Wherever the word "React" shows up in a line, please copy that line.

Given material:
------------

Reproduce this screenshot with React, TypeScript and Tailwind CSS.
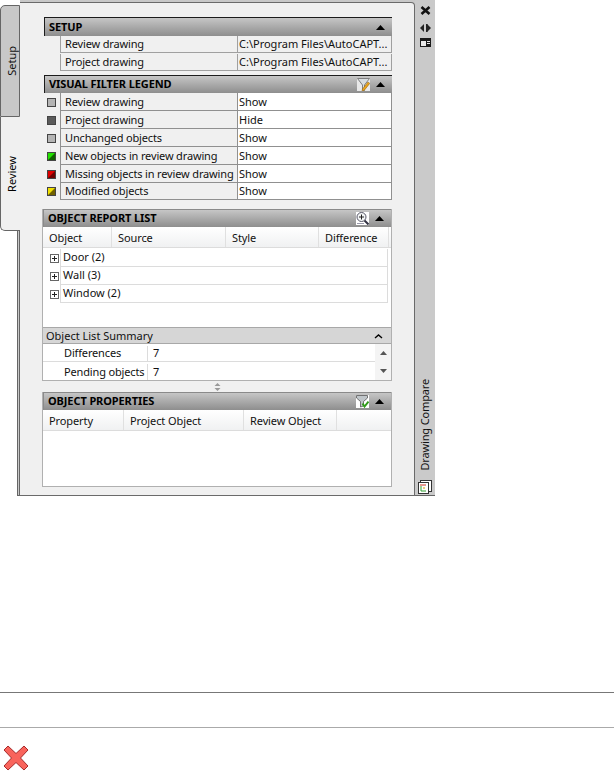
import React from "react";

const font = "font-['Noto_Sans','Liberation_Sans',sans-serif]";

const UpArrow = ({ className = "" }: { className?: string }) => (
  <svg width="9" height="5" viewBox="0 0 9 5" className={className}>
    <path d="M4.5 0 L9 5 H0 Z" fill="#000" />
  </svg>
);

const Swatch = ({ fill, corner }: { fill: string; corner?: string }) => (
  <svg width="9" height="9" viewBox="0 0 9 9">
    <rect x="0.5" y="0.5" width="8" height="8" fill={fill} stroke="#444" />
    {corner && <path d="M1 8 L8 1 V8 Z" fill={corner} />}
  </svg>
);

const FilterEditIcon = () => (
  <svg width="13" height="13" viewBox="0 0 13 13" className="bg-[#e8e8e8]">
    <path d="M0.5 0.5 H12.5 L7.5 7 V12.5 L5.5 11.5 V7 Z" fill="#d8dde0" stroke="#666" strokeWidth="0.8" />
    <path d="M5.5 11 L11 4 L12.8 5.4 L7.2 12.4 L5 12.8 Z" fill="#eaa41c" stroke="#8a5a08" strokeWidth="0.5" />
  </svg>
);

const ZoomIcon = () => (
  <svg width="13" height="13" viewBox="0 0 13 13" className="bg-white">
    <circle cx="5.5" cy="5" r="4.5" fill="#f4f6f6" stroke="#556" />
    <path d="M3 5 H8 M5.5 2.5 V7.5" stroke="#222" />
    <path d="M8.5 8.5 L12.5 12.5" stroke="#334" strokeWidth="2" />
    <path d="M1 11.5 H8" stroke="#99a" />
  </svg>
);

const FilterCheckIcon = () => (
  <svg width="13" height="13" viewBox="0 0 13 13" className="bg-white">
    <path d="M0.5 0.5 H11.5 V3 L7.5 6.5 V11 L4.5 12 V6.5 L0.5 3 Z" fill="#bfc5c9" stroke="#555" strokeWidth="0.8" />
    <path d="M6.5 8.5 L8.5 11.5 L12.5 6.5" fill="none" stroke="#2f9a18" strokeWidth="2" />
  </svg>
);

const PlusBox = () => (
  <svg width="9" height="9" viewBox="0 0 9 9">
    <rect x="0.5" y="0.5" width="8" height="8" fill="#fff" stroke="#666" />
    <path d="M2 4.5 H7 M4.5 2 V7" stroke="#222" />
  </svg>
);

const Header = ({
  title,
  dark,
  icon,
  tall,
}: {
  title: string;
  dark?: boolean;
  icon?: React.ReactNode;
  tall?: boolean;
}) => (
  <div
    className={`flex items-center justify-between ${tall ? "h-[19px]" : "h-[18px]"} bg-gradient-to-b from-[#c6c6c6] to-[#8e8e8e] pl-[4px] pr-[7px] ${
      dark ? "border-t border-l border-[#1c1c1c]" : "border-t border-l border-[#8a8a8a]"
    }`}
  >
    <span className="text-[11px] font-bold text-black tracking-[-0.1px]">{title}</span>
    <div className="flex items-center gap-[6px]">
      {icon}
      <UpArrow />
    </div>
  </div>
);

const setupRows = [
  { name: "Review drawing", value: "C:\\Program Files\\AutoCAPT...", h: "h-[17px]" },
  { name: "Project drawing", value: "C:\\Program Files\\AutoCAPT...", h: "h-[18px] pt-[1px]" },
];

const legendRows = [
  { name: "Review drawing", value: "Show", fill: "#b4b4b4", h: "h-[18px]" },
  { name: "Project drawing", value: "Hide", fill: "#5a5a5a", h: "h-[18px]" },
  { name: "Unchanged objects", value: "Show", fill: "#b4b4b4", h: "h-[18px]" },
  { name: "New objects in review drawing", value: "Show", fill: "#22e000", corner: "#106000", h: "h-[18px]" },
  { name: "Missing objects in review drawing", value: "Show", fill: "#e00000", corner: "#700000", h: "h-[18px]" },
  { name: "Modified objects", value: "Show", fill: "#f0e000", corner: "#706000", h: "h-[17px]" },
];

const SetupSection = () => (
  <div className="ml-[2px]">
    <Header title="SETUP" dark tall />
    {setupRows.map((row) => (
      <div key={row.name} className={`flex ${row.h} text-[11px] text-[#111]`}>
        <div className="w-[16px]" />
        <div className="w-[177px] flex items-center pl-[4px] border-l border-b border-[#a0a0a0] tracking-[-0.15px]">
          {row.name}
        </div>
        <div className="flex-1 flex items-center pl-[1px] border-l border-b border-r border-[#a0a0a0] bg-[#f0f0f0]">
          {row.value}
        </div>
      </div>
    ))}
  </div>
);

const LegendSection = () => (
  <div className="ml-[2px] mt-[4px]">
    <Header title="VISUAL FILTER LEGEND" dark icon={<FilterEditIcon />} />
    {legendRows.map((row) => (
      <div key={row.name} className={`flex ${row.h} text-[11px] text-[#111]`}>
        <div className="w-[16px] flex items-center pl-[3px]">
          <Swatch fill={row.fill} corner={row.corner} />
        </div>
        <div className="w-[177px] flex items-center pt-[1px] pl-[4px] whitespace-nowrap border-l border-b border-[#909090] tracking-[-0.15px]">
          {row.name}
        </div>
        <div className="flex-1 flex items-center pt-[1px] pl-[1px] bg-white border-l border-b border-r border-[#909090]">
          {row.value}
        </div>
      </div>
    ))}
  </div>
);

const ColumnHeads = ({ cols }: { cols: [string, string][] }) => (
  <div className="flex h-[21px] bg-gradient-to-b from-[#ffffff] to-[#f0f1f2] border-b border-[#dcdcdc] text-[11px] text-[#111] tracking-[-0.1px]">
    {cols.map(([label, width]) => (
      <div key={label} className={`${width} flex items-center pl-[6px] pt-[3px] border-r border-[#e0e0e0]`}>
        {label}
      </div>
    ))}
  </div>
);

const ReportSection = () => (
  <div className="mt-[9px] border border-t-0 border-[#b0b0b0]">
    <Header title="OBJECT REPORT LIST" icon={<ZoomIcon />} />
    <div className="bg-white">
      <ColumnHeads
        cols={[
          ["Object", "w-[69px]"],
          ["Source", "w-[114px]"],
          ["Style", "w-[93px]"],
          ["Difference", "w-[70px]"],
        ]}
      />
      <div className="h-[79px] pt-[1px] pl-[7px] pr-[3px]">
        {["Door (2)", "Wall (3)", "Window (2)"].map((label) => (
          <div key={label} className="flex h-[18px]">
            <div className="w-[10px] flex items-center pt-[1px]">
              <PlusBox />
            </div>
            <div className="flex-1 flex items-center pl-[2px] text-[11px] text-[#111] border-l border-b border-r border-[#dcdcdc]">
              {label}
            </div>
          </div>
        ))}
      </div>
    </div>
    <div className="flex items-center justify-between h-[17px] pt-[1px] bg-[#d6d6d6] border-t border-b border-[#a8a8a8] pl-[3px] pr-[8px] text-[11px] text-[#111]">
      <span>Object List Summary</span>
      <svg width="9" height="5" viewBox="0 0 9 5">
        <path d="M1 4 L4.5 1 L8 4" fill="none" stroke="#000" strokeWidth="1.4" />
      </svg>
    </div>
    <div className="flex bg-white">
      <div className="flex-1">
        {[
          ["Differences", "7"],
          ["Pending objects", "7"],
        ].map(([name, value], i) => (
          <div
            key={name}
            className={`flex h-[18px] pt-[2px] text-[11px] text-[#111] ${i === 0 ? "border-b border-[#dcdcdc]" : ""}`}
          >
            <div className="w-[105px] flex items-center pl-[21px] border-r border-[#dcdcdc] whitespace-nowrap tracking-[-0.15px]">
              {name}
            </div>
            <div className="flex-1 flex items-center pl-[5px]">{value}</div>
          </div>
        ))}
      </div>
      <div className="w-[16px] bg-[#f4f4f4] flex flex-col items-center justify-between py-[7px]">
        <svg width="7" height="4" viewBox="0 0 7 4"><path d="M3.5 0 L7 4 H0 Z" fill="#555" /></svg>
        <svg width="7" height="4" viewBox="0 0 7 4"><path d="M0 0 H7 L3.5 4 Z" fill="#555" /></svg>
      </div>
    </div>
  </div>
);

const PropertiesSection = () => (
  <div className="flex-1 border border-t-0 border-[#b0b0b0] bg-white flex flex-col">
    <Header title="OBJECT PROPERTIES" icon={<FilterCheckIcon />} />
    <ColumnHeads
      cols={[
        ["Property", "w-[81px]"],
        ["Project Object", "w-[120px]"],
        ["Review Object", "w-[93px]"],
      ]}
    />
  </div>
);

const SideBar = () => (
  <div className="w-[20px] bg-[#cacaca] border-b border-[#666] flex flex-col items-center">
    <svg width="11" height="9" viewBox="0 0 11 9" className="mt-[6px]">
      <path d="M1.5 1 L9.5 8 M9.5 1 L1.5 8" stroke="#111" strokeWidth="2.6" />
    </svg>
    <svg width="11" height="8" viewBox="0 0 11 8" className="mt-[9px]">
      <path d="M4 0 V8 L0 4 Z M7 0 V8 L11 4 Z" fill="#222" />
      <path d="M6 0 H7.5 V8 H6 Z" fill="#222" />
    </svg>
    <svg width="11" height="9" viewBox="0 0 11 9" className="mt-[6px]">
      <rect width="11" height="9" fill="#1a1a1a" />
      <path d="M1 3 H6 V8 H1 Z M7 3 H10 V4 H7 Z M7 5 H10 V6 H7 Z" fill="#e8e8e8" />
    </svg>
    <div className="mt-auto mb-[9px] [writing-mode:vertical-rl] rotate-180 text-[11px] text-[#111] whitespace-nowrap tracking-[-0.15px]">
      Drawing Compare
    </div>
    <svg width="14" height="14" viewBox="0 0 14 14" className="mb-[1px]">
      <rect x="2.5" y="0.5" width="11" height="11" fill="#fff" stroke="#333" />
      <rect x="0.5" y="2.5" width="10" height="11" fill="#fff" stroke="#333" />
      <path d="M2 5 H8" stroke="#d03020" />
      <path d="M3 6 V11 H8" fill="none" stroke="#30a030" />
      <path d="M5 8 H7" stroke="#d0a000" />
    </svg>
  </div>
);

const TabColumn = () => (
  <div className="w-[20px] flex flex-col pt-[5px]">
    <div className="h-[112px] bg-[#c8c8c8] border-l border-t border-b border-r border-[#666] rounded-tl-[5px] flex items-center justify-center pl-[4px]">
      <span className="[writing-mode:vertical-rl] rotate-180 text-[11px] text-[#111]">Setup</span>
    </div>
    <div className="h-[114px] bg-[#f0f0f0] border-l border-b border-[#666] rounded-bl-[5px] flex items-center justify-center pl-[4px]">
      <span className="[writing-mode:vertical-rl] rotate-180 text-[11px] text-black">Review</span>
    </div>
    <div className="flex-1 ml-[17px] bg-[#c8c8c8] border-l border-b border-r border-[#666]" />
  </div>
);

export default function App() {
  return (
    <div className={`w-[614px] h-[774px] bg-white overflow-hidden ${font}`}>
      <div className="flex w-[435px] h-[496px]">
        <TabColumn />
        <div className="flex-1 flex flex-col pt-[2px] bg-[#c8c8c8]">
          <div className="flex-1 flex flex-col bg-[#f0f0f0] border-t border-r border-b border-[#6a6a6a] rounded-tr-[4px] pl-[22px] pr-[22px] pt-[14px] pb-[8px]">
            <SetupSection />
            <LegendSection />
            <ReportSection />
            <div className="h-[11px] flex items-center justify-center">
              <svg width="7" height="8" viewBox="0 0 7 8">
                <path d="M3.5 0 L6.5 3 H0.5 Z M0.5 5 H6.5 L3.5 8 Z" fill="#999" />
              </svg>
            </div>
            <PropertiesSection />
          </div>
        </div>
        <SideBar />
      </div>
      <div className="mt-[196px] h-[1px] bg-[#777]" />
      <div className="mt-[34px] h-[1px] bg-[#aaa]" />
      <svg width="26" height="26" viewBox="0 0 26 26" className="ml-[3px] mt-[17px]">
        <path
          d="M5 1 L13 8.5 L21 1 L25 5 L17.5 13 L25 21 L21 25 L13 17.5 L5 25 L1 21 L8.5 13 L1 5 Z"
          fill="#f9645c"
          stroke="#a62a2a"
          strokeLinejoin="round"
        />
      </svg>
    </div>
  );
}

------------

Task solution:
Reproduce this screenshot with React, TypeScript and Tailwind CSS.
import React from "react";
  icon?: React.ReactNode;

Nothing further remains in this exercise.